#### [STATED GOAL]
Images should be left out, and everything else in the listing reproduced exactly.
━━━ PROVIDED MATERIAL
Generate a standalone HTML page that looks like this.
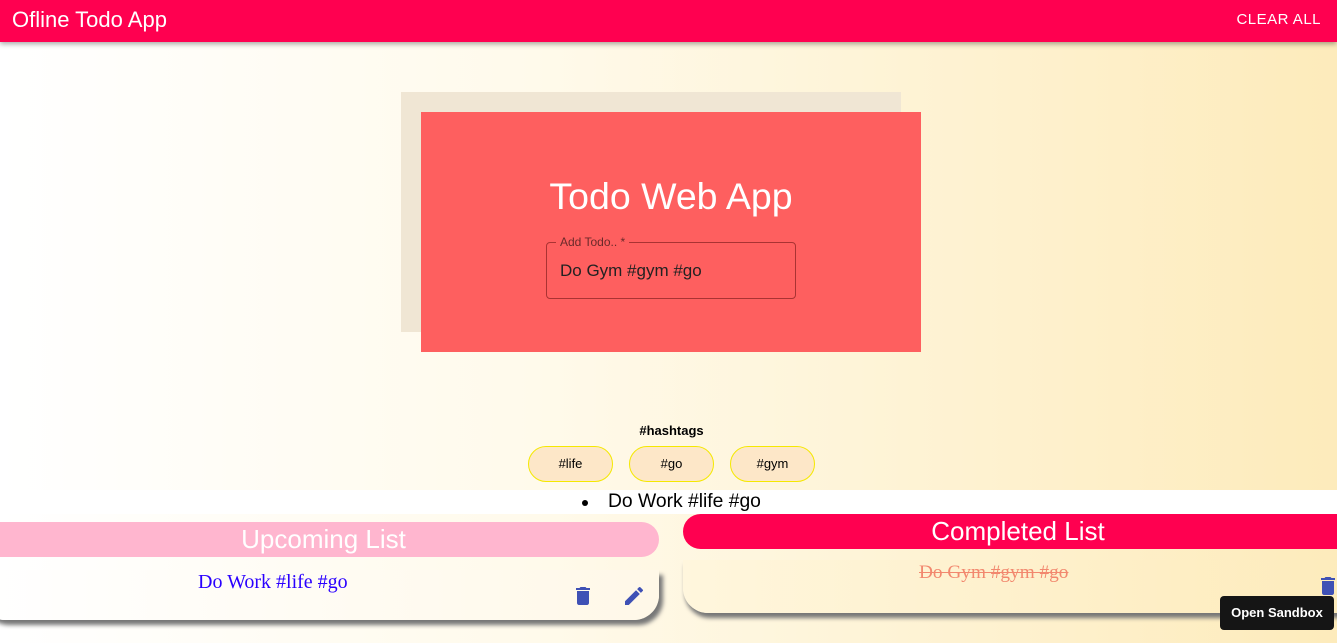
<!DOCTYPE html>
<html><head><style>
*{box-sizing:border-box;margin:0;padding:0}
body{width:1337px;height:643px;overflow:hidden;font-family:"Liberation Sans",sans-serif;background:linear-gradient(90deg,#fff 0%,#fffaeb 40%,#fdebbb 100%);position:relative}
.hdr{position:absolute;left:0;top:0;width:1337px;height:42px;background:#ff0050;box-shadow:0 2px 5px rgba(0,0,0,.35);color:#fff}
.hdr .t{position:absolute;left:12px;top:7px;font-size:22px}
.hdr .c{position:absolute;right:16px;top:11px;font-size:15px;letter-spacing:.5px}
.back{position:absolute;left:401px;top:92px;width:500px;height:240px;background:#f0e6d4}
.front{position:absolute;left:421px;top:112px;width:500px;height:240px;background:#fe5f5f;color:#fff}
.front h1{position:absolute;left:0;width:100%;top:63px;text-align:center;font-weight:normal;font-size:37.5px}
.fld{position:absolute;left:125px;top:130px;width:250px;height:57px;border:1px solid #a33;border-radius:4px}
.fld .l{position:absolute;left:9px;top:-8px;font-size:12px;color:#6a2a2a;background:#fe5f5f;padding:0 4px}
.fld .v{position:absolute;left:13px;top:18px;font-size:17px;color:#222}
.ht{position:absolute;top:423px;left:3px;width:100%;text-align:center;font-size:13px;font-weight:bold}
.chip{position:absolute;top:446px;width:85px;height:36px;border:1px solid #f5e800;border-radius:18px;background:#fde7c8;font-size:13px;text-align:center;line-height:34px}
.band{position:absolute;left:0;top:490px;width:1337px;height:24px;background:#fff}
.band span{position:absolute;left:608px;top:1px;font-size:19.3px}
.band i{position:absolute;left:582px;top:10px;width:6px;height:6px;border-radius:50%;background:#000}
.uh{position:absolute;left:-20px;top:522px;width:679px;height:35px;background:#ffb6cf;border-radius:18px;color:#fff;font-size:26px;text-align:center;line-height:35px;padding-left:8px}
.uc{position:absolute;left:-20px;top:570px;width:679px;height:50px;border-radius:0 0 25px 25px;box-shadow:4px 5px 4px #777;background:linear-gradient(90deg,#fff,#fff8e8)}
.uc .x{position:absolute;left:218px;top:1px;font-family:"Liberation Serif",serif;font-size:20px;color:#2a00ff}
.ch{position:absolute;left:683px;top:514px;width:680px;height:35px;background:#ff0050;border-radius:18px;color:#fff;font-size:26px;text-align:center;line-height:35px;padding-left:-10px;padding-right:10px}
.cc{position:absolute;left:683px;top:560px;width:680px;height:53px;border-radius:0 0 0 25px;box-shadow:2px 5px 4px #777;background:linear-gradient(90deg,#fff6dd,#fdebbb)}
.cc .x{position:absolute;left:236px;top:2px;font-family:"Liberation Serif",serif;font-size:19.3px;color:#f2886e;text-decoration:line-through}
.sb{position:absolute;left:1220px;top:596px;width:114px;height:34px;background:#151515;border-radius:4px;color:#fff;font-size:13px;font-weight:bold;text-align:center;line-height:34px}
</style></head><body>
<div class="hdr"><div class="t">Ofline Todo App</div><div class="c">CLEAR ALL</div></div>
<div class="back"></div>
<div class="front"><h1>Todo Web App</h1><div class="fld"><span class="l">Add Todo.. *</span><span class="v">Do Gym #gym #go</span></div></div>
<div class="ht">#hashtags</div>
<div class="chip" style="left:528px">#life</div>
<div class="chip" style="left:629px">#go</div>
<div class="chip" style="left:730px">#gym</div>
<div class="band"><i></i><span>Do Work #life #go</span></div>
<div class="uh">Upcoming List</div>
<div class="uc"><span class="x">Do Work #life #go</span>
<svg style="position:absolute;left:591px;top:14px" width="24" height="24" viewBox="0 0 24 24"><path fill="#3f51b5" d="M6 19c0 1.1.9 2 2 2h8c1.1 0 2-.9 2-2V7H6v12zM19 4h-3.5l-1-1h-5l-1 1H5v2h14V4z"/></svg>
<svg style="position:absolute;left:642px;top:14px" width="24" height="24" viewBox="0 0 24 24"><path fill="#3f51b5" d="M3 17.25V21h3.75L17.81 9.94l-3.75-3.75L3 17.25zM20.71 7.04a1 1 0 000-1.41l-2.34-2.34a1 1 0 00-1.41 0l-1.83 1.83 3.75 3.75 1.83-1.83z"/></svg>
</div>
<div class="ch">Completed List</div>
<div class="cc"><span class="x">Do Gym #gym #go</span>
<svg style="position:absolute;left:633px;top:14px" width="24" height="24" viewBox="0 0 24 24"><path fill="#3f51b5" d="M6 19c0 1.1.9 2 2 2h8c1.1 0 2-.9 2-2V7H6v12zM19 4h-3.5l-1-1h-5l-1 1H5v2h14V4z"/></svg>
</div>
<div class="sb">Open Sandbox</div>
</body></html>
━━━━━━
#### [SOLUTION TO THIS PROBLEM]
Generate a standalone HTML page that looks like this.
<!DOCTYPE html>
<html><head><style>
*{box-sizing:border-box;margin:0;padding:0}
body{width:1337px;height:643px;overflow:hidden;font-family:"Liberation Sans",sans-serif;background:linear-gradient(90deg,#fff 0%,#fffaeb 40%,#fdebbb 100%);position:relative}
.hdr{position:absolute;left:0;top:0;width:1337px;height:42px;background:#ff0050;box-shadow:0 2px 5px rgba(0,0,0,.35);color:#fff}
.hdr .t{position:absolute;left:12px;top:7px;font-size:22px}
.hdr .c{position:absolute;right:16px;top:11px;font-size:15px;letter-spacing:.5px}
.back{position:absolute;left:401px;top:92px;width:500px;height:240px;background:#f0e6d4}
.front{position:absolute;left:421px;top:112px;width:500px;height:240px;background:#fe5f5f;color:#fff}
.front h1{position:absolute;left:0;width:100%;top:63px;text-align:center;font-weight:normal;font-size:37.5px}
.fld{position:absolute;left:125px;top:130px;width:250px;height:57px;border:1px solid #a33;border-radius:4px}
.fld .l{position:absolute;left:9px;top:-8px;font-size:12px;color:#6a2a2a;background:#fe5f5f;padding:0 4px}
.fld .v{position:absolute;left:13px;top:18px;font-size:17px;color:#222}
.ht{position:absolute;top:423px;left:3px;width:100%;text-align:center;font-size:13px;font-weight:bold}
.chip{position:absolute;top:446px;width:85px;height:36px;border:1px solid #f5e800;border-radius:18px;background:#fde7c8;font-size:13px;text-align:center;line-height:34px}
.band{position:absolute;left:0;top:490px;width:1337px;height:24px;background:#fff}
.band span{position:absolute;left:608px;top:1px;font-size:19.3px}
.band i{position:absolute;left:582px;top:10px;width:6px;height:6px;border-radius:50%;background:#000}
.uh{position:absolute;left:-20px;top:522px;width:679px;height:35px;background:#ffb6cf;border-radius:18px;color:#fff;font-size:26px;text-align:center;line-height:35px;padding-left:8px}
.uc{position:absolute;left:-20px;top:570px;width:679px;height:50px;border-radius:0 0 25px 25px;box-shadow:4px 5px 4px #777;background:linear-gradient(90deg,#fff,#fff8e8)}
.uc .x{position:absolute;left:218px;top:1px;font-family:"Liberation Serif",serif;font-size:20px;color:#2a00ff}
.ch{position:absolute;left:683px;top:514px;width:680px;height:35px;background:#ff0050;border-radius:18px;color:#fff;font-size:26px;text-align:center;line-height:35px;padding-left:-10px;padding-right:10px}
.cc{position:absolute;left:683px;top:560px;width:680px;height:53px;border-radius:0 0 0 25px;box-shadow:2px 5px 4px #777;background:linear-gradient(90deg,#fff6dd,#fdebbb)}
.cc .x{position:absolute;left:236px;top:2px;font-family:"Liberation Serif",serif;font-size:19.3px;color:#f2886e;text-decoration:line-through}
.sb{position:absolute;left:1220px;top:596px;width:114px;height:34px;background:#151515;border-radius:4px;color:#fff;font-size:13px;font-weight:bold;text-align:center;line-height:34px}
</style></head><body>
<div class="hdr"><div class="t">Ofline Todo App</div><div class="c">CLEAR ALL</div></div>
<div class="back"></div>
<div class="front"><h1>Todo Web App</h1><div class="fld"><span class="l">Add Todo.. *</span><span class="v">Do Gym #gym #go</span></div></div>
<div class="ht">#hashtags</div>
<div class="chip" style="left:528px">#life</div>
<div class="chip" style="left:629px">#go</div>
<div class="chip" style="left:730px">#gym</div>
<div class="band"><i></i><span>Do Work #life #go</span></div>
<div class="uh">Upcoming List</div>
<div class="uc"><span class="x">Do Work #life #go</span>
<svg style="position:absolute;left:591px;top:14px" width="24" height="24" viewBox="0 0 24 24"><path fill="#3f51b5" d="M6 19c0 1.1.9 2 2 2h8c1.1 0 2-.9 2-2V7H6v12zM19 4h-3.5l-1-1h-5l-1 1H5v2h14V4z"/></svg>
<svg style="position:absolute;left:642px;top:14px" width="24" height="24" viewBox="0 0 24 24"><path fill="#3f51b5" d="M3 17.25V21h3.75L17.81 9.94l-3.75-3.75L3 17.25zM20.71 7.04a1 1 0 000-1.41l-2.34-2.34a1 1 0 00-1.41 0l-1.83 1.83 3.75 3.75 1.83-1.83z"/></svg>
</div>
<div class="ch">Completed List</div>
<div class="cc"><span class="x">Do Gym #gym #go</span>
<svg style="position:absolute;left:633px;top:14px" width="24" height="24" viewBox="0 0 24 24"><path fill="#3f51b5" d="M6 19c0 1.1.9 2 2 2h8c1.1 0 2-.9 2-2V7H6v12zM19 4h-3.5l-1-1h-5l-1 1H5v2h14V4z"/></svg>
</div>
<div class="sb">Open Sandbox</div>
</body></html>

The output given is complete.